Yield: 6 servings
- 1 onion
- 1 lb. carrots
- 1/2 inch thick slice ginger
- 1 clove garlic
- 2 tsp. olive oil
- pinch cayenne pepper
- 1 quart stock (chicken or vegetable) or substitute water plus 1 Tbs. light miso
- salt & freshly ground pepper to taste (or white pepper)
for pesto croutons
- 6 slices sweet Italian baguette
- 2 cloves (medium sized) garlic
- 1/2 tsp. salt
- 1/2 cup sweet basil leaves (lightly packed)
- 2 tsp. pine nuts
- 3 Tbs. olive oil (extra-virgin)
- 2 Tbs. grated Reggiano parmesan cheese
Peel and coarsely dice onion. Peel and evenly slice carrots. Peel and chop ginger and garlic. Warm olive oil in a heavy bottomed saucepan. Add onion, carrots and ginger. Sauté over medium heat until starting to soften. Add garlic, and continue to cook for a minute longer. Add cayenne and stock or water and miso, and bring to a boil over high heat. Turn down to a simmer and cook, covered for 15 minutes. Taste, and add salt and pepper as needed. Continue to cook another 10 minutes, until very soft. Puree in the blender (or with an immersion blender) until smooth. Adjust seasonings, add more liquid (water’s fine) if too thick.
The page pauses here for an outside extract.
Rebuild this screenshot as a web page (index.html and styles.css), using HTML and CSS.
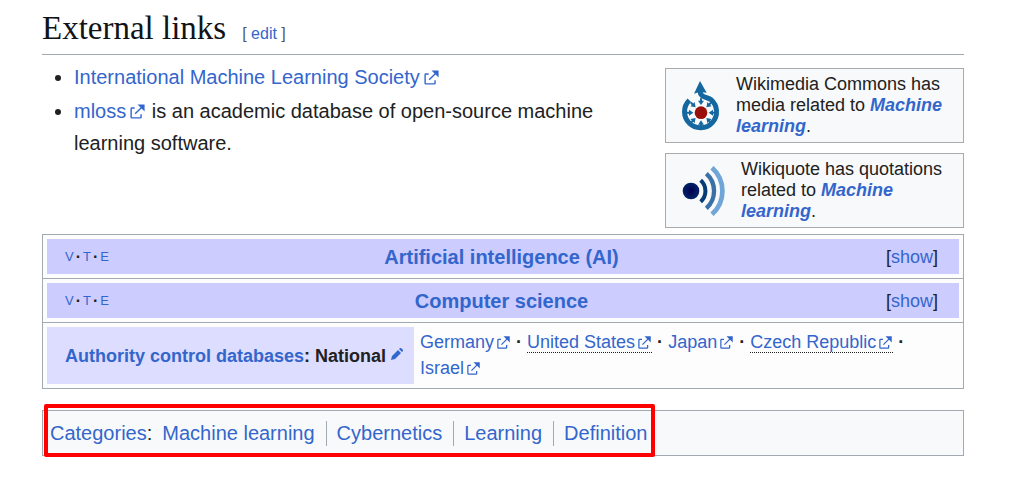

Toast baguette slices until lightly browned and crunchy, either in oven (350°F.) or toaster. Set aside. Make pesto by combining garlic and salt in a mortar and crushing well with the pestle, then add basil and work into a paste, add nuts, continue to mash until pasty, and then oil. Add cheese at the end (remove some pesto for non-dairy person) OR combine garlic, salt, basil and pine nuts in food processor or mini processor, puree, then drizzle in oil and stir in cheese.
To serve, place a scoop of soup in a flat bowl. Top with a pesto-covered baguette slice.